Data to process =>
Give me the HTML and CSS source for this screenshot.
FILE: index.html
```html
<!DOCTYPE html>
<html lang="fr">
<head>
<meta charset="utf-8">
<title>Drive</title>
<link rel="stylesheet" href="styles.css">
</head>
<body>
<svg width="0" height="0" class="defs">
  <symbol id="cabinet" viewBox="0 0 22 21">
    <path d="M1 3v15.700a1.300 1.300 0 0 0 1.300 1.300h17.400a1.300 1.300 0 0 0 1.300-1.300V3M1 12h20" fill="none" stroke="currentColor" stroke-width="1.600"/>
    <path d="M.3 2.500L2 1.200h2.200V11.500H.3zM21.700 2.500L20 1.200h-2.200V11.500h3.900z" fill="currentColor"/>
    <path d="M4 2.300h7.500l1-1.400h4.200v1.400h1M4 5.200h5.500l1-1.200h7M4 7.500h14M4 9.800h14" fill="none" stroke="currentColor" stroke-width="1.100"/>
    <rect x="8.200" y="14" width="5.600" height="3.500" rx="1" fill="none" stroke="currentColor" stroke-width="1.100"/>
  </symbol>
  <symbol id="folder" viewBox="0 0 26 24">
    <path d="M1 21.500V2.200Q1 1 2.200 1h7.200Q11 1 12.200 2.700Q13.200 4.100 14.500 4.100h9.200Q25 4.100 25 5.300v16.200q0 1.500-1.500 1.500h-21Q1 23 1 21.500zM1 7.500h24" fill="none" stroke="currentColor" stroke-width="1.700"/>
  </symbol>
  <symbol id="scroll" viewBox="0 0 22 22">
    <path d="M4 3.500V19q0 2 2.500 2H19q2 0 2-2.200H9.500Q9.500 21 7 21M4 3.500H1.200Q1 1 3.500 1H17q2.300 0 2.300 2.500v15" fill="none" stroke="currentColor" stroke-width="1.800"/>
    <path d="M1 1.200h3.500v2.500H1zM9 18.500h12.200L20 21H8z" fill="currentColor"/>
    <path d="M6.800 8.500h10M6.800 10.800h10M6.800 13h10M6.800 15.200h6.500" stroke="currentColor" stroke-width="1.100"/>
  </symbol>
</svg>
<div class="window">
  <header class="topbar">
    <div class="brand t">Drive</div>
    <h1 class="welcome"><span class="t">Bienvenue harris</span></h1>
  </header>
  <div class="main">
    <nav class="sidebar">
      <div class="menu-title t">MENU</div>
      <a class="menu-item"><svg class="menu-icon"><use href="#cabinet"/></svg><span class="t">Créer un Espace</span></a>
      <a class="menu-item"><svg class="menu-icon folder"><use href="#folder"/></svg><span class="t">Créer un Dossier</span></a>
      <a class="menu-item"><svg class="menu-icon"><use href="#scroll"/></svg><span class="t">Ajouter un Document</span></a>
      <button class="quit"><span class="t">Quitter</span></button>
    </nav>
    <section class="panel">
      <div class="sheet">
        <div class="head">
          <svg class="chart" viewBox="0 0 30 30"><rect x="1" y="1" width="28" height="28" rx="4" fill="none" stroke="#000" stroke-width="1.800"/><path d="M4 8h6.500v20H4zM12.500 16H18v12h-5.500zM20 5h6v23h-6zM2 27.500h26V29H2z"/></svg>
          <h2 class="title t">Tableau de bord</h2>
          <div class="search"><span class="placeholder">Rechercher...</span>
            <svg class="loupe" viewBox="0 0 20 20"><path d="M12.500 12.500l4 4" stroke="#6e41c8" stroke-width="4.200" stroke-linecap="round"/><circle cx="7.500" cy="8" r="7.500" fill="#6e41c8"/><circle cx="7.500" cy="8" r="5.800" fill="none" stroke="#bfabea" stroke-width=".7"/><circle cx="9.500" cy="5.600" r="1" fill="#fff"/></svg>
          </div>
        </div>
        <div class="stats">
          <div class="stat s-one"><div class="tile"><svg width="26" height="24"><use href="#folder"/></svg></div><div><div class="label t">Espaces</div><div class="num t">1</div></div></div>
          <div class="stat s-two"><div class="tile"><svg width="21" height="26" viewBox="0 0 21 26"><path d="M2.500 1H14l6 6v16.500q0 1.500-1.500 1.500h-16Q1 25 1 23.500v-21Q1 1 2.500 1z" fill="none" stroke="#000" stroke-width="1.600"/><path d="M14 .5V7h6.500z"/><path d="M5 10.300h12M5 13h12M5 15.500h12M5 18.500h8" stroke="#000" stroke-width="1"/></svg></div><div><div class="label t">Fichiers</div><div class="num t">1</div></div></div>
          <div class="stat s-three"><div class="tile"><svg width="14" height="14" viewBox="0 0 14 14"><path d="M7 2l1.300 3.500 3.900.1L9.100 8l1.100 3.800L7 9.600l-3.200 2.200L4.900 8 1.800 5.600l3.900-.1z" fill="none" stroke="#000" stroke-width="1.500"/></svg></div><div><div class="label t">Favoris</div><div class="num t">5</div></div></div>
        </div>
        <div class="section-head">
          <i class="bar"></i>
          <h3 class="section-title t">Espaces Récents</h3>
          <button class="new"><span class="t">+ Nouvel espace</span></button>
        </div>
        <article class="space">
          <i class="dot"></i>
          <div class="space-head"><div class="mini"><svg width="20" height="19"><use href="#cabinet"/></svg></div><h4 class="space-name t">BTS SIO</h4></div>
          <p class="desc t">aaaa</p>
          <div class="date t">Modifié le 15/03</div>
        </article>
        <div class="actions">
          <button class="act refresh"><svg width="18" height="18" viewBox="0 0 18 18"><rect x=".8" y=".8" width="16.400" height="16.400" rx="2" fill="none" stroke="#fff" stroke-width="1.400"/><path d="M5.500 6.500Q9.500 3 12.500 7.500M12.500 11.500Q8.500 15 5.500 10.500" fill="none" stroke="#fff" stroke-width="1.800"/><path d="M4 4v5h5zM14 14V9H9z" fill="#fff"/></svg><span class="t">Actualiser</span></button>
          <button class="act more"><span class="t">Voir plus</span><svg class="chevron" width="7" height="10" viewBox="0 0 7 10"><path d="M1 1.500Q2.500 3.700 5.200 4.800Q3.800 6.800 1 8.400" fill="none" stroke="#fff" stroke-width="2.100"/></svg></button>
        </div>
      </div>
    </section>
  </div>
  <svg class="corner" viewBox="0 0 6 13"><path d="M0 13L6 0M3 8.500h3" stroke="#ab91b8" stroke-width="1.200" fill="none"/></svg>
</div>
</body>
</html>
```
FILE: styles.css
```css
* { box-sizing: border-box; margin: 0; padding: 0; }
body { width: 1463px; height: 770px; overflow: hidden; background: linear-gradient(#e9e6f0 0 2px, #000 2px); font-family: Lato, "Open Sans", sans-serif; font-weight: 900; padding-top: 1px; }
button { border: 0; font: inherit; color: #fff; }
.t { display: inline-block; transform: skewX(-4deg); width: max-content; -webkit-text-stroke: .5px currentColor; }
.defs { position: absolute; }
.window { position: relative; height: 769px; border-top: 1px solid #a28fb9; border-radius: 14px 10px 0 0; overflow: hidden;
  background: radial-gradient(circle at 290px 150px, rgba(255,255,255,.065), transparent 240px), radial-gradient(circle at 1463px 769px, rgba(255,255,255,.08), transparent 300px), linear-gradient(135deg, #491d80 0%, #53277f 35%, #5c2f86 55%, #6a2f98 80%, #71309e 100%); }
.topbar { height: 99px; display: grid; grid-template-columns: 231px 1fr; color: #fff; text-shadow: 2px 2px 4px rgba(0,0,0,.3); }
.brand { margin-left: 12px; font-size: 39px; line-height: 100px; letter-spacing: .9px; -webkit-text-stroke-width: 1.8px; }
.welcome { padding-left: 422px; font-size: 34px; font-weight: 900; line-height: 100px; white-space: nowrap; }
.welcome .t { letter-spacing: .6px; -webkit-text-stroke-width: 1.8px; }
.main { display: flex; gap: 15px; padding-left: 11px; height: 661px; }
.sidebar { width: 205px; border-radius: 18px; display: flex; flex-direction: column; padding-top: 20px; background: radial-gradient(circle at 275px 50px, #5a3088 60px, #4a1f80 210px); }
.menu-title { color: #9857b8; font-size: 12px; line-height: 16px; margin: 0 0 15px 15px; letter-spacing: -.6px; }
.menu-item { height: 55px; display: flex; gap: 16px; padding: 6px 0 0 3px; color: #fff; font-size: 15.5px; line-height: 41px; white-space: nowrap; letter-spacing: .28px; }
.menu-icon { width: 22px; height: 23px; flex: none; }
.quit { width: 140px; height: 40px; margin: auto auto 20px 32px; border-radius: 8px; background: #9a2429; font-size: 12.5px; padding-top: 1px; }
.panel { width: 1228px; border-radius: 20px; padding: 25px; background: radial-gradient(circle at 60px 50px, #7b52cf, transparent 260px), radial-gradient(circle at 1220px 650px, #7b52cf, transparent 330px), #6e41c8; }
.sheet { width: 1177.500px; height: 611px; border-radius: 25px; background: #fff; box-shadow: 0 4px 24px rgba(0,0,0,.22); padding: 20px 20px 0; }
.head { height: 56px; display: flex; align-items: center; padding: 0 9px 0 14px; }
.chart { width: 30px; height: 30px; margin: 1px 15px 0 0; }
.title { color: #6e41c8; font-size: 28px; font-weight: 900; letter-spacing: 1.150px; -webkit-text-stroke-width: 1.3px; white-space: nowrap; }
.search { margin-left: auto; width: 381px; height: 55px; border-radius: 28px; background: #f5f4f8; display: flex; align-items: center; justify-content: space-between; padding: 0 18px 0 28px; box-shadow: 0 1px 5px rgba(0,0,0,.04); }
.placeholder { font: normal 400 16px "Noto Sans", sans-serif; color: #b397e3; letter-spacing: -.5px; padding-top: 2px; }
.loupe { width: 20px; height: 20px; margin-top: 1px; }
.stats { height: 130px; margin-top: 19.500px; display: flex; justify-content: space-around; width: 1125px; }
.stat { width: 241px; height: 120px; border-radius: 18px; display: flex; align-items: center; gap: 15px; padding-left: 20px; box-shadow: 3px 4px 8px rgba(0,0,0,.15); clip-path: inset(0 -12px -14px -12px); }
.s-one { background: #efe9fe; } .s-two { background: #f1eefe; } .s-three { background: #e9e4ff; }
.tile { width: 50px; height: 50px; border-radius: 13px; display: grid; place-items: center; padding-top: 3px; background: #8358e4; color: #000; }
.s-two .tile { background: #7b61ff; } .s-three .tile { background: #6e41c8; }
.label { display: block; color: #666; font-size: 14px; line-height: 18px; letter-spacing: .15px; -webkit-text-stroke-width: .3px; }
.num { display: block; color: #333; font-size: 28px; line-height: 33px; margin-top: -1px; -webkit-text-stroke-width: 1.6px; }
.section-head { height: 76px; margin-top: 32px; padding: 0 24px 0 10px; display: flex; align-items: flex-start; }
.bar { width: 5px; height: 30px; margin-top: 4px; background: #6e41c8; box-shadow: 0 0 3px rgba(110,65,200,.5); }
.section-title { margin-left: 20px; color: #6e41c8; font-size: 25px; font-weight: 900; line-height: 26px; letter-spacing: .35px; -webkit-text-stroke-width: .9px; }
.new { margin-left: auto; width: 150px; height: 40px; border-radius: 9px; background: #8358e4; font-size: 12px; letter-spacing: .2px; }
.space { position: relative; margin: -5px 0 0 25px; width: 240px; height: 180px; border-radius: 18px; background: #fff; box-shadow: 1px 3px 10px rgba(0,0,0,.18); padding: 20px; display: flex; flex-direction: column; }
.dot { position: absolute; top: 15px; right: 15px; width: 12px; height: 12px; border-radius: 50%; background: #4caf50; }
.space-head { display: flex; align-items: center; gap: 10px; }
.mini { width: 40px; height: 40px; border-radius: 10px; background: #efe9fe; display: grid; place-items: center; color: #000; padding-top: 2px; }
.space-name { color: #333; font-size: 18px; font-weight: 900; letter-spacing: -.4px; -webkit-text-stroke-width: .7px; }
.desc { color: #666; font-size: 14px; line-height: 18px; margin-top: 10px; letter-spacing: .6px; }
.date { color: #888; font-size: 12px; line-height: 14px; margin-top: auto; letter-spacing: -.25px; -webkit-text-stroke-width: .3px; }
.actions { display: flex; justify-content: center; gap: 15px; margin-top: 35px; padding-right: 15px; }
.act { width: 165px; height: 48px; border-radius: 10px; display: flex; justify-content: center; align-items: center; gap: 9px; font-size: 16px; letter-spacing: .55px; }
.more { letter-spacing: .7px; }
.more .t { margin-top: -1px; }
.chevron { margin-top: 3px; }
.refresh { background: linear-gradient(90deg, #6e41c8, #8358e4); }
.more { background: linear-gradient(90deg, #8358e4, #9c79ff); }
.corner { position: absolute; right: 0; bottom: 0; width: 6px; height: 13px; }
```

...

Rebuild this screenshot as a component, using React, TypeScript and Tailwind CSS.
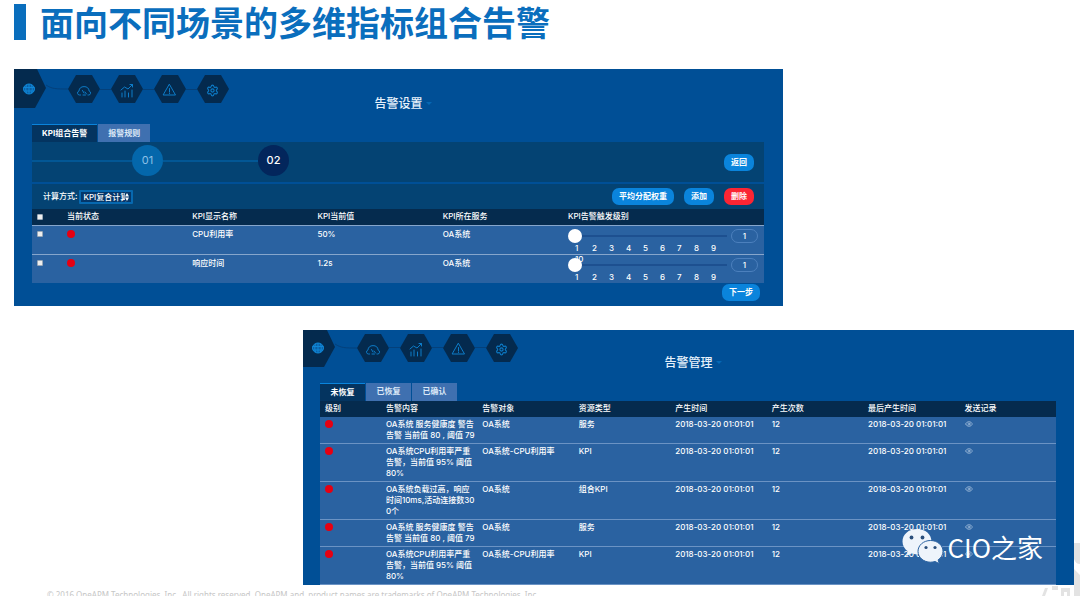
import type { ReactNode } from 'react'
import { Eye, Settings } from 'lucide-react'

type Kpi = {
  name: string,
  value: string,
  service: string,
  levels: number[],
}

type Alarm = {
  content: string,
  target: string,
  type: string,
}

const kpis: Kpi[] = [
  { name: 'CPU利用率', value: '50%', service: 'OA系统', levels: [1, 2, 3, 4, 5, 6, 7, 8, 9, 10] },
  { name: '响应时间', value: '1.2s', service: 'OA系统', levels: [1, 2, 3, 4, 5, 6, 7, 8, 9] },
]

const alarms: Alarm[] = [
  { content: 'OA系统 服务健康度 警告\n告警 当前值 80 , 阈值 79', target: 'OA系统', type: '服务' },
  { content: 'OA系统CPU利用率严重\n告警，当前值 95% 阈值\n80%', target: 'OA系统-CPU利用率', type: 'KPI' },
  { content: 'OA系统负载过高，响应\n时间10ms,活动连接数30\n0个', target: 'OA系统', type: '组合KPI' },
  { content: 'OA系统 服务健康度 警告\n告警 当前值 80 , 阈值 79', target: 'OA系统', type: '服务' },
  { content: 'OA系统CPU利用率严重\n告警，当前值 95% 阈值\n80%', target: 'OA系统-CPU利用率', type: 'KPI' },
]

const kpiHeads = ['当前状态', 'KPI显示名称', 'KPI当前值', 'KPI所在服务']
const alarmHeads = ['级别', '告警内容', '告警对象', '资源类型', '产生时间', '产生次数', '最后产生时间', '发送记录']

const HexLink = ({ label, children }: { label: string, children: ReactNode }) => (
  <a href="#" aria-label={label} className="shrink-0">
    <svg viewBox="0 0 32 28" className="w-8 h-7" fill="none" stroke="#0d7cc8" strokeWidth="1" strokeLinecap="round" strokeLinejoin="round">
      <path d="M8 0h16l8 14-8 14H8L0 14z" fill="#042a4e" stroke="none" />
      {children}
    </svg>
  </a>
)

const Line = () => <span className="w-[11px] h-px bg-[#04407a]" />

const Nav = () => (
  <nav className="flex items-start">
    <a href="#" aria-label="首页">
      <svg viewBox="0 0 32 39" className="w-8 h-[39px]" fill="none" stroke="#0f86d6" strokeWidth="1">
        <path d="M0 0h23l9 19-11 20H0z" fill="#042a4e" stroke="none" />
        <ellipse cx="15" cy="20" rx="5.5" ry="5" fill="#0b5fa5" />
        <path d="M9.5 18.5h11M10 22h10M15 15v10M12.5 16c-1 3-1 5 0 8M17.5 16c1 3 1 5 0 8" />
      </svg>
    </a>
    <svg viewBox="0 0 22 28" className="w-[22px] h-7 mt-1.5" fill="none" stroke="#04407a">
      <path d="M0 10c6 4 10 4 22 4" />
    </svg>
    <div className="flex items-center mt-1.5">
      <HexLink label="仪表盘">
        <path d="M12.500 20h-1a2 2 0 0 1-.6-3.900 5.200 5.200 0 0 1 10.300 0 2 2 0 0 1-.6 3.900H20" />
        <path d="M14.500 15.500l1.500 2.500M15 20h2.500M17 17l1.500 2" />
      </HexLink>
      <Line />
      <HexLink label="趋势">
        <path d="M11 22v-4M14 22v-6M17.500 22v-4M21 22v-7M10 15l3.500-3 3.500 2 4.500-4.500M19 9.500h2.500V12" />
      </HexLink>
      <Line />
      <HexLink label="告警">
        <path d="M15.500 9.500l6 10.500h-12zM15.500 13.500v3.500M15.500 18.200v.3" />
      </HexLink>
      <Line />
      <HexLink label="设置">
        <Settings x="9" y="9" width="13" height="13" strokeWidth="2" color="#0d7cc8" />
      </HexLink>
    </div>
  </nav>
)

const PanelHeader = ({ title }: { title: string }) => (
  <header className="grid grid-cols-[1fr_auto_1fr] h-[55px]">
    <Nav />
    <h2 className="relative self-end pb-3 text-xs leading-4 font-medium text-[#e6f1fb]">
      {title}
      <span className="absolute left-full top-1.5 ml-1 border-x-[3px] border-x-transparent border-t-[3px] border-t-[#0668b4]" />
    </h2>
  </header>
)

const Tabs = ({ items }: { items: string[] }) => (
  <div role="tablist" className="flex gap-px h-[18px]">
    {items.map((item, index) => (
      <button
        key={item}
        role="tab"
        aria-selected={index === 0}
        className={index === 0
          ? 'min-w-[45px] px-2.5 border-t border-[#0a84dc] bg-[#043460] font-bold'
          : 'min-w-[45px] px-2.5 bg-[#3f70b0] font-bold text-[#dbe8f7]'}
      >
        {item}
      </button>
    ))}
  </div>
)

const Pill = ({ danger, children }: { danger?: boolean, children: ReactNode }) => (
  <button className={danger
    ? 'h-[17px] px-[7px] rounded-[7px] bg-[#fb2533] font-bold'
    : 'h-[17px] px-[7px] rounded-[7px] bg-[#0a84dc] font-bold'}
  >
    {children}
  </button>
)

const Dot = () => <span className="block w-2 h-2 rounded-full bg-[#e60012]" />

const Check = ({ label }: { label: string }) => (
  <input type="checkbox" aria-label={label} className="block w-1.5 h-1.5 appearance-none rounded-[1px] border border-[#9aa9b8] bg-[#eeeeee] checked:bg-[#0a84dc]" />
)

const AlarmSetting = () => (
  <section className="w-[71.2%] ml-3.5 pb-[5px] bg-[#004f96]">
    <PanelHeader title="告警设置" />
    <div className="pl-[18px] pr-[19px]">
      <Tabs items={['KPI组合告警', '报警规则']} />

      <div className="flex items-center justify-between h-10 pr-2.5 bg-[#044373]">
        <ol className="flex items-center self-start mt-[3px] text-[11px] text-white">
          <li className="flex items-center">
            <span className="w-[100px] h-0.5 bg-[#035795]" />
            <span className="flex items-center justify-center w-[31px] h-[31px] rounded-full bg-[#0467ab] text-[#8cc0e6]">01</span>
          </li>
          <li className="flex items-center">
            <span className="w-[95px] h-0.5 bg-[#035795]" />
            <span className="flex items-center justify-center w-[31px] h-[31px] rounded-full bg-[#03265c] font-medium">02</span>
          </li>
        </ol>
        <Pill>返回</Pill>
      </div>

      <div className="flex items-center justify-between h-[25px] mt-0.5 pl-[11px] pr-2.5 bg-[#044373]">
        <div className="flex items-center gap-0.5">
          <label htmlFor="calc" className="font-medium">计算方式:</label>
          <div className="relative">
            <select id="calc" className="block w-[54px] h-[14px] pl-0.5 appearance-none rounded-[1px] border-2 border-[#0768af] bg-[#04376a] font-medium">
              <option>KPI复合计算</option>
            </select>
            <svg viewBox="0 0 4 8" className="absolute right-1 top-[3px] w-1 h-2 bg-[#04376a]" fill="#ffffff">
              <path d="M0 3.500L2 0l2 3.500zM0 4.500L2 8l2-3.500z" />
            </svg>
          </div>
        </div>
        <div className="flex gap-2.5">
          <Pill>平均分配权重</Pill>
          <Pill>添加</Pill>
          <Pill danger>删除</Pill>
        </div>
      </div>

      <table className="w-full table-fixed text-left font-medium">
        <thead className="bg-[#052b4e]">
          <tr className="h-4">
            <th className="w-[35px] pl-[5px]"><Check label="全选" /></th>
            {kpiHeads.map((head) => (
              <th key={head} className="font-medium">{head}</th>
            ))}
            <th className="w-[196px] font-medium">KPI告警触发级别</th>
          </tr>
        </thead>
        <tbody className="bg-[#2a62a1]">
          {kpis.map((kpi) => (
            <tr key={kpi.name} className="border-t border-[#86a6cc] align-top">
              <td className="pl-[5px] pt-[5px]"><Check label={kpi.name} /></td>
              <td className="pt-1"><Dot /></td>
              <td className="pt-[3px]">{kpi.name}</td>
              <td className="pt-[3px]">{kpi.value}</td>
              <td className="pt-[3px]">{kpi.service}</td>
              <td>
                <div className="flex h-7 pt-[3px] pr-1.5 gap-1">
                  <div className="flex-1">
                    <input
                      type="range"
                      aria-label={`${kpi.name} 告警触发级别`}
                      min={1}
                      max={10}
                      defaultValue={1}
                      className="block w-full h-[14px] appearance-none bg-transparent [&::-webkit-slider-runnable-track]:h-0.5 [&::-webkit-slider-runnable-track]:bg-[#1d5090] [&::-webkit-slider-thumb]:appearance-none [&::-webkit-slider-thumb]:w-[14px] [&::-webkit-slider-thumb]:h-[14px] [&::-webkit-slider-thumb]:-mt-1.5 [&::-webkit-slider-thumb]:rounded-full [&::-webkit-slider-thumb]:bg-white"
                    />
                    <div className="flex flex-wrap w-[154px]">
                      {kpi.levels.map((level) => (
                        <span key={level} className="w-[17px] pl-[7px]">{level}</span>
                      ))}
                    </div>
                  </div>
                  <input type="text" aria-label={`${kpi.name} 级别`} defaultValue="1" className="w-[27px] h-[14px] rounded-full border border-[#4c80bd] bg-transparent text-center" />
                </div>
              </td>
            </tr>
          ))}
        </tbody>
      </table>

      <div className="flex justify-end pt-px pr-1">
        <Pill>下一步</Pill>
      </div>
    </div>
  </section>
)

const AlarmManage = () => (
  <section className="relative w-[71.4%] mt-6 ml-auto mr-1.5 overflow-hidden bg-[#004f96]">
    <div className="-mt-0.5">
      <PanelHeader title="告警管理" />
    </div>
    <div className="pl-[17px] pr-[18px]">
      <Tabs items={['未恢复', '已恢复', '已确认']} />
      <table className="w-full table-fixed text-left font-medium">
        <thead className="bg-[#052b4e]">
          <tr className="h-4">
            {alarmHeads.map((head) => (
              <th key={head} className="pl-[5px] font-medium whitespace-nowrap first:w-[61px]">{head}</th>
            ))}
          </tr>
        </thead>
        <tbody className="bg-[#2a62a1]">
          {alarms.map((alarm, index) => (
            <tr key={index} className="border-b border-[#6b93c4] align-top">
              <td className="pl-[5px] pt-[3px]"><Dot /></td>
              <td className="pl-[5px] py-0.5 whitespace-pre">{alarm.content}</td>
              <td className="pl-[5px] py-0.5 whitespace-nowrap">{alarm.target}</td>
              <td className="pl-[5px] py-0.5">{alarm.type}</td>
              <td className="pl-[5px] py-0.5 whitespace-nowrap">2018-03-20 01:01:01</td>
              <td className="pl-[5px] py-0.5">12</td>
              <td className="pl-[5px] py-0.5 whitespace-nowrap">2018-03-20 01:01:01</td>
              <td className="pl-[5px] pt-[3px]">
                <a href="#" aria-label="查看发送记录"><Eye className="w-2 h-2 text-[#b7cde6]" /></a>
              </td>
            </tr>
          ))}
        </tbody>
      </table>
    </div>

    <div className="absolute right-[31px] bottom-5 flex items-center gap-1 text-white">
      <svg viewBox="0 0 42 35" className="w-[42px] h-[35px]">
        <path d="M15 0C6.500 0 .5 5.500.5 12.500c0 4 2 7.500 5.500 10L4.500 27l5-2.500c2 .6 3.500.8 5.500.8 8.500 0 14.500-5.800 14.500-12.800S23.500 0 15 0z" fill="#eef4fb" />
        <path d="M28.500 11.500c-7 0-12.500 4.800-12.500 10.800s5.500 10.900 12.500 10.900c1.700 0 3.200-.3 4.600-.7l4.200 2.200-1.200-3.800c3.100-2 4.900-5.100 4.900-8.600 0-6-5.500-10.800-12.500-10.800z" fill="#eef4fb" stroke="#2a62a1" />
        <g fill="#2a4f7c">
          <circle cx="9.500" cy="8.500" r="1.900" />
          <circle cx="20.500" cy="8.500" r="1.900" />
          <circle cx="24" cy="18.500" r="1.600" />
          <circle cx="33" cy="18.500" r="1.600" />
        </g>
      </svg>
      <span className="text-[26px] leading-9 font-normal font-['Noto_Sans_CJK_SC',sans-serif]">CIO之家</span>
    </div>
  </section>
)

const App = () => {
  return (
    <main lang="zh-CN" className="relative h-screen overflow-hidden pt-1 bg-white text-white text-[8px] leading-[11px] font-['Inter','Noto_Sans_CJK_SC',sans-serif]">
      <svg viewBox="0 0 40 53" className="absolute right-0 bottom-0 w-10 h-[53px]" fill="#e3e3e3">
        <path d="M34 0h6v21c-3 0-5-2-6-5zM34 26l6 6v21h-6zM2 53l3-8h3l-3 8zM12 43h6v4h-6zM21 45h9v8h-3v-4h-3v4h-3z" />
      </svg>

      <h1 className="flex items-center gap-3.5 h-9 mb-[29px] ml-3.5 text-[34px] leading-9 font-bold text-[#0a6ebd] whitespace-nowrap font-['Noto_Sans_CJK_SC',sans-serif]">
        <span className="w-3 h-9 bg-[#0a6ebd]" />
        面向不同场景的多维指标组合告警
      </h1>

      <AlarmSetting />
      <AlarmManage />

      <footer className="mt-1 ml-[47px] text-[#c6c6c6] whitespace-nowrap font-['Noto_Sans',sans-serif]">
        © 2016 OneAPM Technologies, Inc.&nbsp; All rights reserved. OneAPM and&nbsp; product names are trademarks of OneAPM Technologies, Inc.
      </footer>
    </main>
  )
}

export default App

What you need to do => Transcribe, exactly as written, the lines starting at the one with "Rebuild this screenshot" and ending at the one with "const Line = ()", and nothing more. Pictures are not part of the copy.

Exercise response =>
Rebuild this screenshot as a component, using React, TypeScript and Tailwind CSS.
import type { ReactNode } from 'react'
import { Eye, Settings } from 'lucide-react'

type Kpi = {
  name: string,
  value: string,
  service: string,
  levels: number[],
}

type Alarm = {
  content: string,
  target: string,
  type: string,
}

const kpis: Kpi[] = [
  { name: 'CPU利用率', value: '50%', service: 'OA系统', levels: [1, 2, 3, 4, 5, 6, 7, 8, 9, 10] },
  { name: '响应时间', value: '1.2s', service: 'OA系统', levels: [1, 2, 3, 4, 5, 6, 7, 8, 9] },
]

const alarms: Alarm[] = [
  { content: 'OA系统 服务健康度 警告\n告警 当前值 80 , 阈值 79', target: 'OA系统', type: '服务' },
  { content: 'OA系统CPU利用率严重\n告警，当前值 95% 阈值\n80%', target: 'OA系统-CPU利用率', type: 'KPI' },
  { content: 'OA系统负载过高，响应\n时间10ms,活动连接数30\n0个', target: 'OA系统', type: '组合KPI' },
  { content: 'OA系统 服务健康度 警告\n告警 当前值 80 , 阈值 79', target: 'OA系统', type: '服务' },
  { content: 'OA系统CPU利用率严重\n告警，当前值 95% 阈值\n80%', target: 'OA系统-CPU利用率', type: 'KPI' },
]

const kpiHeads = ['当前状态', 'KPI显示名称', 'KPI当前值', 'KPI所在服务']
const alarmHeads = ['级别', '告警内容', '告警对象', '资源类型', '产生时间', '产生次数', '最后产生时间', '发送记录']

const HexLink = ({ label, children }: { label: string, children: ReactNode }) => (
  <a href="#" aria-label={label} className="shrink-0">
    <svg viewBox="0 0 32 28" className="w-8 h-7" fill="none" stroke="#0d7cc8" strokeWidth="1" strokeLinecap="round" strokeLinejoin="round">
      <path d="M8 0h16l8 14-8 14H8L0 14z" fill="#042a4e" stroke="none" />
      {children}
    </svg>
  </a>
)

const Line = () => <span className="w-[11px] h-px bg-[#04407a]" />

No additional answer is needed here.